What, you may ask, does this have to do with Deep Purple? Well, it's simple, actually. If you look at the works of Deep Purple, especially the Four Great Albums mentioned above, it would be trivially easy to claim other genres as inventions of Gillan, Blackmore, Paice, Lord and Glover. Speed King, Fireball and Highway Star? Obvious proto-speed metal, partly before the birth of heavy metal itself. Speed King, at least, would definitely work as a pure speed metal song, if covered by a suitably oriented band. The Mule? Whoa, we have a pretty epic proto-doom metal song from 1971 in our hands! Child in Time? An obvious predecessor of the Opethian branch of progressive metal, of course.

But Who Do We Think We Are? It's got nothing in the way of genre-defining epicness, no thrash or death metal on it (because, hey, we've already exhausted the rest of the potential genres here)? Well, listen to Rat Bat Blue. A rock song, you say? Yes, yes it is. But hold your horses and wait until the keyboard solo, listen carefully, and you'll surely hear it, the thing that would spawn the finnish branch of power metal thirty years later: roughly thirty seconds of neo-classically tinted keyboard soloing, with an irritating synthetic cembalo/harpsichord sound, played at high tempo, rather detached from the rest of the song.

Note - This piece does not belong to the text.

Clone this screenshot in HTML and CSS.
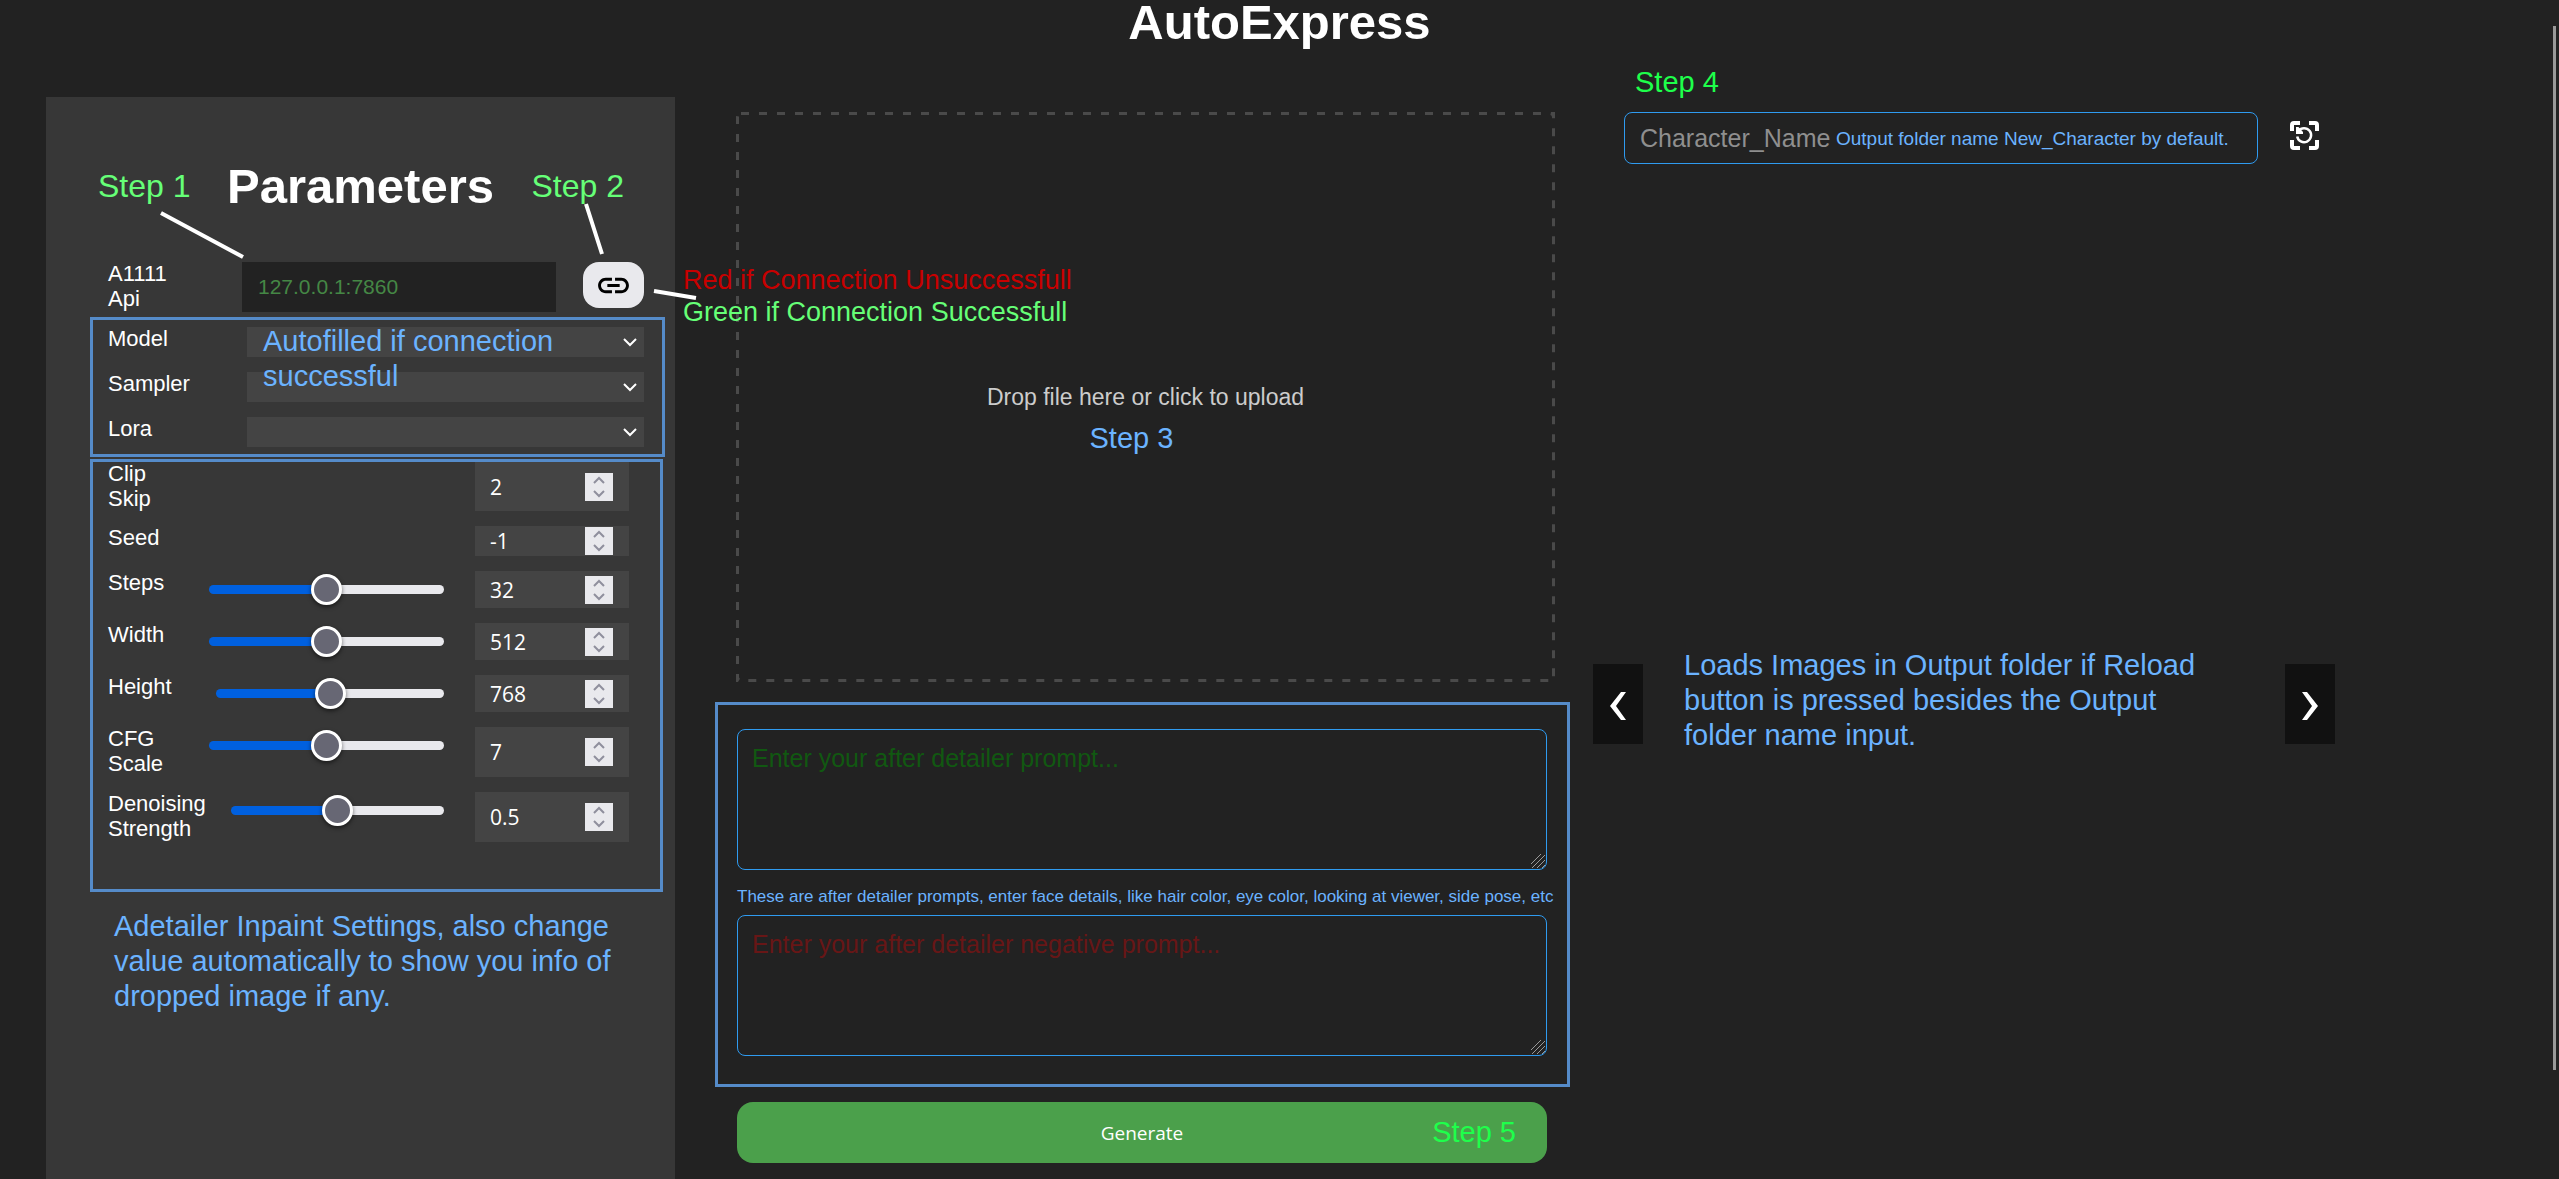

Yes, it took almost three decades before Stratovarius & al. realized it's a good idea, but Purple did power metal before anyone else...

Nah, just kidding, of course; the same song has "Woo-hoo!"s that were faithfully copied by Michael Jackson in the mid 80's, but hopefully nobody will claim Deep Purple invented the music Mr. (Ms.?) Jackson performs today. It's just a coincidence, but still, it's a coincidence that shows that there's rarely anything that hasn't been done before, by someone, somewhere.

Yup, this a mediocre and half-boring piece of early 70's rock, and contains no genre-spawning great ideas. It's not a bad album, but should you stand in front of the CD shelf at a store wondering how to invest your precious allowance, get the four earlier ones before this one.